On the first of April 2015 was published a quite humourous pamphlet1, touching the very serious topic of falsifiability in physics research. It expanded lightly upon a topic which, fundamentally, is part of the essence of research.

In the paper, named somewhat poetically “A Farewell to Falsifiability”, the authors jokingly made the following proposal: abandon the principle of falsifiability in physics theory developement, as “some of the most obviously correct theories […] make no testable predictions”.

WHAT IS FALSIFIABILITY?

Falsifiability, or refutability, one might say, is a cornerstone of theory building for many physicists: a theory should be experimentally verifiable, i.e. claims which cannot be physically realised are weak and non-compatible by their very nature. However, as research advances, more recent theories make specifically non-verifiable claims. On one hand, it appears to the outsider that such a principle is at least self-evident: how could one establish truth without being able to physically ascertain it? However, it is important to note that, in the past, many theories were unfalsifiable when first proposed — Relativity and Quantum Theory, among others. Eventually, the technologies necessary to test the claims were discovered. Thus, while a strong principle when developing an idea, falsifiability may block the path to truth in some cases.

 

THE DEBATE AROUND STRING THEORY

The main protagonist in this debate is the controversial string theory, which, if true, solves many of the trickier unsolved parts of physics. Not only are its main tenets unfalsifiable — some consequences of the theory have been tested and proven –, it also breaks much of the traditional qualities expected of a strong theory: it does not yield repeatable results, and is, mathematics-wise, prodigiously complicated, or, as Scott et al. word it: “General Relativity is patently not simple, and string theory is to GR as a tax form is to a simple yes/no question.” From this point of view, string theory becomes more of a belief rather than an actual scientific statement. However, as pointed out earlier, theories which have been in the past unfalsifiable have proven to be experimentally testable, and furthermore, correct. It might be the case for string theory, but it may take a while: the characteristic lengths used are around 10-35m, while CERN, arguably one of the most state-of-the-art research facilities, is able to probe distances down to 10-19m. The magnitude which separates both is a hundred million times a hundred million, a gap which certainly will take decades to bridge.

TREADING THE FINE LINE

While this dancing around string theory has been an outrageously simplified explanation, the main idea remains: is it viable to pursue work on theories which are currently untestable? Is it reasonable to explain through what we might rightly call baseless speculation? Researchers in physics face this problem, a very particular one, and the idea of actually abandoning falsifiability has been multiple times proposed in a very serious fashion: for example, Sean Carroll, in a blog post titled Beyond Falsifiability, argues that falsifiability was never a pertinent criterion to distinguish between science and non-science, and that one should consider the trust we place in scientific research with more honesty, rather than applying a one-size-fits-all guillotine clause.

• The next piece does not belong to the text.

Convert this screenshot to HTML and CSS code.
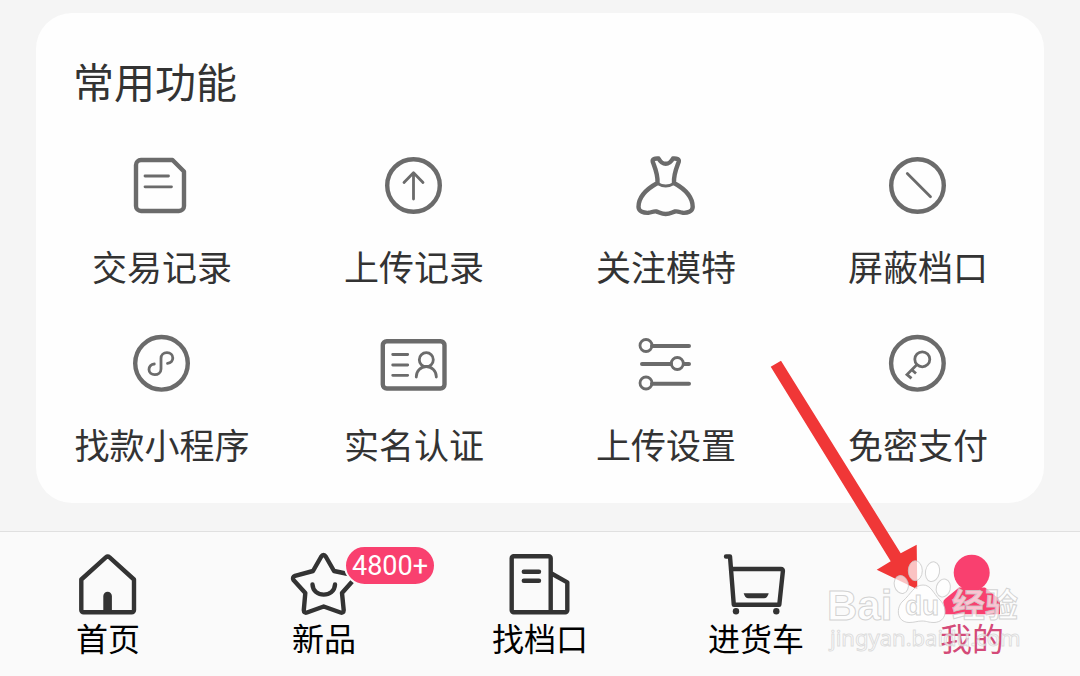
FILE: index.html
```html
<!DOCTYPE html>
<html lang="zh-CN">
<head>
<meta charset="utf-8">
<meta name="viewport" content="width=device-width, initial-scale=1">
<title>我的</title>
<link rel="stylesheet" href="styles.css">
</head>
<body>
<div class="page">
  <main class="content">
    <section class="card">
      <h1 class="card-title">常用功能</h1>
      <div class="grid">
        <button class="item" type="button">
          <svg class="icon" viewBox="0 0 72 72" aria-hidden="true"><path d="M15 10H46.500L58 21.500V56a5 5 0 0 1-5 5H15a5 5 0 0 1-5-5V15a5 5 0 0 1 5-5z"/><path class="thin" d="M19 26H42.500M19 36.800H45.500"/></svg>
          <span class="label">交易记录</span>
        </button>
        <button class="item" type="button">
          <svg class="icon" viewBox="0 0 72 72" aria-hidden="true"><circle cx="35.500" cy="35.500" r="26.300"/><path class="thin" d="M35.500 49V22.800M26 32.500L35.500 22.800L45 32.500"/></svg>
          <span class="label">上传记录</span>
        </button>
        <button class="item" type="button">
          <svg class="icon" viewBox="0 0 72 72" aria-hidden="true"><path d="M27.500 33C28 24 25 18 22.800 12C22 9 25 8.200 28.500 8.500C31 13 33 13.800 35.700 13.800C38.400 13.800 40.500 13 43 8.500C46.500 8.200 49.500 9 48.700 12C46.500 18 43.500 24 44 33C55 39 62.700 47 62.700 57C62.500 62 57 63 53 62.800C49.500 62.500 48.500 61 45 61.500C42 62.300 40 64 35.700 64C31.400 64 29.400 62.300 26.400 61.500C23 61 22 62.500 18.400 62.800C14 63 8.700 62 8.500 57C8.500 47 16.500 39 27.500 33z"/><path class="thin" d="M27.500 33.500Q35.700 38.500 44 33.500"/></svg>
          <span class="label">关注模特</span>
        </button>
        <button class="item" type="button">
          <svg class="icon" viewBox="0 0 72 72" aria-hidden="true"><circle cx="35.500" cy="35.500" r="26.300"/><path class="thin" d="M25.300 23.500L48.500 46.700"/></svg>
          <span class="label">屏蔽档口</span>
        </button>
        <button class="item" type="button">
          <svg class="icon" viewBox="0 0 72 72" aria-hidden="true"><circle cx="35.500" cy="35.300" r="26.300"/><path class="thin" d="M41.500 35.400C45 35 46.800 32.500 46.800 30C46.800 27 44.500 24.700 41 24.700C37.500 24.700 35 27 35 30.500V41C35 44.500 32 46.700 28.800 46.700C25.500 46.700 23 44.500 23 41.500C23 38.500 25 36.200 28.300 36"/></svg>
          <span class="label">找款小程序</span>
        </button>
        <button class="item" type="button">
          <svg class="icon" viewBox="0 0 72 72" aria-hidden="true"><rect x="4.800" y="13.200" width="61.700" height="47.300" rx="4"/><path class="thin" d="M14.700 26.500H29.700M14.700 37H29.700M14.700 47.300H29.700"/><circle class="thin" cx="48.300" cy="31.700" r="7"/><path class="thin" d="M38.300 49V48.500a10 10 0 0 1 20 0V49"/></svg>
          <span class="label">实名认证</span>
        </button>
        <button class="item" type="button">
          <svg class="icon" viewBox="0 0 72 72" aria-hidden="true"><path class="bar" d="M22 18H59M12 36H41M54 36H59M22 55.700H59"/><circle class="thin" cx="16" cy="17.500" r="6"/><circle class="thin" cx="47.300" cy="35.500" r="6"/><circle class="thin" cx="16" cy="55" r="6"/></svg>
          <span class="label">上传设置</span>
        </button>
        <button class="item" type="button">
          <svg class="icon" viewBox="0 0 72 72" aria-hidden="true"><circle cx="35.400" cy="35.300" r="26.300"/><circle class="thin" cx="40.300" cy="31.300" r="7.500"/><path class="thin miter" d="M34.800 36.800L25 46.600L29.500 50.400M29.800 41.800L34 45.500"/></svg>
          <span class="label">免密支付</span>
        </button>
      </div>
    </section>
  </main>
  <nav class="tabs">
    <a class="tab" href="#home">
      <svg class="tab-icon" viewBox="0 0 72 64" aria-hidden="true"><path d="M9.300 27.500L33.800 5.400Q35.700 3.800 37.600 5.400L62 27.500V58a2.300 2.300 0 0 1-2.300 2.300H11.600A2.300 2.300 0 0 1 9.300 58z"/><path class="solid" d="M31.300 60V44a4.300 4.300 0 0 1 8.600 0V60z"/></svg>
      <span>首页</span>
    </a>
    <a class="tab" href="#new">
      <span class="badge-anchor">
        <svg class="tab-icon" viewBox="0 0 72 64" aria-hidden="true"><path d="M33 5Q35.500 1 38 5L46 19L65 23Q68 25 66 27.500L54 41L55.700 58Q55.500 61.500 52.500 60.500L35.700 54.500L19 60.500Q16 61.500 15.800 58L17.300 41L5.500 28Q4 25 7 23.800L25 19z"/><path d="M24.500 32.500C25 46 46.500 46 47 32.500"/></svg>
        <span class="badge">4800+</span>
      </span>
      <span>新品</span>
    </a>
    <a class="tab" href="#stalls">
      <svg class="tab-icon" viewBox="0 0 72 64" aria-hidden="true"><path d="M9.700 4.200H44.700a2 2 0 0 1 2 2V60.300H9.700a2 2 0 0 1-2-2V6.200a2 2 0 0 1 2-2zM47.500 21.500L63.300 30.300V58.300a2 2 0 0 1-2 2H46M19.800 19.800H35M19.800 28.700H35"/></svg>
      <span>找档口</span>
    </a>
    <a class="tab" href="#cart">
      <svg class="tab-icon" viewBox="0 0 72 64" aria-hidden="true"><path d="M6 4.500H10L13.800 52.800H59.300L62.900 19Q63 17 61 17H11.500"/><path class="solid" d="M23.700 41.300H48.700Q47.500 46.300 44 46.300H28.400Q24.900 46.300 23.700 41.300z"/><circle class="solid" cx="16" cy="59.300" r="3.200"/><circle class="solid" cx="56.300" cy="59.300" r="3.200"/></svg>
      <span>进货车</span>
    </a>
    <a class="tab active" href="#me" aria-current="page">
      <svg class="tab-icon" viewBox="0 0 72 64" aria-hidden="true"><circle class="solid" cx="35.700" cy="20.700" r="18"/><path class="solid" d="M23 35.500H49L62 46Q64 48 64 51V62.300H9L7.300 50Q7.300 48 9.500 46.500z"/></svg>
      <span>我的</span>
    </a>
  </nav>
  <svg class="overlay" viewBox="0 0 320 340" aria-hidden="true">
    <path class="arrow" d="M10.700 30.700L21 24.700L140.700 217.300L156.700 208.700L157.300 253.300L116.700 233.700L130.700 225.300z"/>
    <g class="mark">
      <ellipse cx="141.300" cy="248.500" rx="7" ry="9" transform="rotate(-15 141.300 248.500)"/>
      <ellipse cx="155.300" cy="234.700" rx="7" ry="10"/>
      <ellipse cx="172.500" cy="235.700" rx="7" ry="10" transform="rotate(12 172.500 235.700)"/>
      <ellipse cx="183.300" cy="252" rx="7" ry="9" transform="rotate(15 183.300 252)"/>
      <path d="M163 249C171 249 173 257 180 264C188 272 187 286 174 286.500C168 286.500 167 285 162 285C157 285 155 286.500 149 286.500C136 286 136 271 143 265C151 258 154 249 163 249z"/>
      <text class="wm-logo" x="67" y="284">Bai</text>
      <text class="wm-du" x="145" y="279">du</text>
      <text class="wm-cn" x="192" y="281">经验</text>
      <text class="wm-url" x="70" y="310">jingyan.baidu.com</text>
    </g>
  </svg>
</div>
</body>
</html>
```
FILE: styles.css
```css
* {
  box-sizing: border-box;
}

body {
  margin: 0;
  background: #f5f5f5;
  color: #333;
  font-family: Roboto, "Noto Sans CJK SC", sans-serif;
}

.page {
  position: relative;
  display: flex;
  flex-direction: column;
  min-height: 100vh;
}

.content {
  flex: 1;
  padding: 13px 36px 28px;
}

.card {
  padding: 43px 0 31px;
  border-radius: 36px;
  background: #fefefe;
}

.card-title {
  margin: 0 0 38px;
  padding-left: 37px;
  font-size: 41px;
  font-weight: 400;
  line-height: 56px;
}

.grid {
  display: grid;
  grid-template-columns: repeat(4, 1fr);
  row-gap: 34px;
}

.item {
  display: flex;
  flex-direction: column;
  align-items: center;
  gap: 24px;
  padding: 0;
  border: 0;
  background: none;
  color: inherit;
  font: inherit;
}

.icon,
.tab-icon {
  display: block;
  width: 72px;
  fill: none;
  stroke-width: 4.400;
  stroke-linecap: round;
  stroke-linejoin: round;
}

.icon {
  height: 72px;
  stroke: #6b6b6b;
}

.icon .thin {
  stroke-width: 2.800;
}

.icon .bar {
  stroke-width: 4;
}

.icon .miter {
  stroke-linecap: butt;
  stroke-linejoin: miter;
}

.label {
  font-size: 35px;
  line-height: 48px;
  white-space: nowrap;
}

.tabs {
  display: grid;
  grid-template-columns: repeat(5, 1fr);
  padding: 20px 0 16px;
  border-top: 1px solid #e0e0e0;
  background: #fafafa;
}

.tab {
  display: flex;
  flex-direction: column;
  align-items: center;
  gap: 4px;
  color: #000;
  font-size: 32px;
  line-height: 40px;
  text-decoration: none;
}

.tab-icon {
  height: 64px;
  stroke: #333;
}

.tab-icon .solid {
  fill: #333;
  stroke: none;
}

.active {
  color: #d44a78;
}

.active .tab-icon .solid {
  fill: #f9406f;
}

.badge-anchor {
  position: relative;
}

.badge {
  position: absolute;
  top: -7px;
  left: 56px;
  padding: 2px 6px 0;
  border: 2px solid #fafafa;
  border-radius: 21px;
  background: #f9406f;
  color: #fff;
  font-size: 27px;
  line-height: 35px;
}

.overlay {
  position: absolute;
  right: 0;
  bottom: 0;
  width: 320px;
  height: 340px;
  pointer-events: none;
}

.arrow {
  fill: #f03737;
}

.mark {
  fill: #fff;
  fill-opacity: 0.700;
  stroke: #c8c8c8;
  stroke-opacity: 0.800;
  stroke-width: 1;
}

.wm-logo,
.wm-du {
  font-family: "Liberation Sans", sans-serif;
  font-weight: 700;
}

.wm-logo {
  font-size: 42px;
}

.wm-du {
  font-size: 28px;
}

.wm-cn {
  font-family: "Noto Sans CJK SC", sans-serif;
  font-size: 33px;
  font-weight: 700;
}

.wm-url {
  font-family: "Noto Sans", sans-serif;
  font-size: 22px;
  stroke-opacity: 0.600;
}
```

Science, from its earliest developements to the latest breakthroughs, has always been shrouded in belief: the numerous factors and discriminators we use to rationalize theories may ultimately be discarded, as the whole process of learning in itself evolves. It goes to show that as theories are proven wrong and discarded, our interpretation of knowledge is as at least as much up for debate.

1. Scott, Douglas, et al. “A Farewell to Falsifiability.” arXiv preprint arXiv:1504.00108 (2015).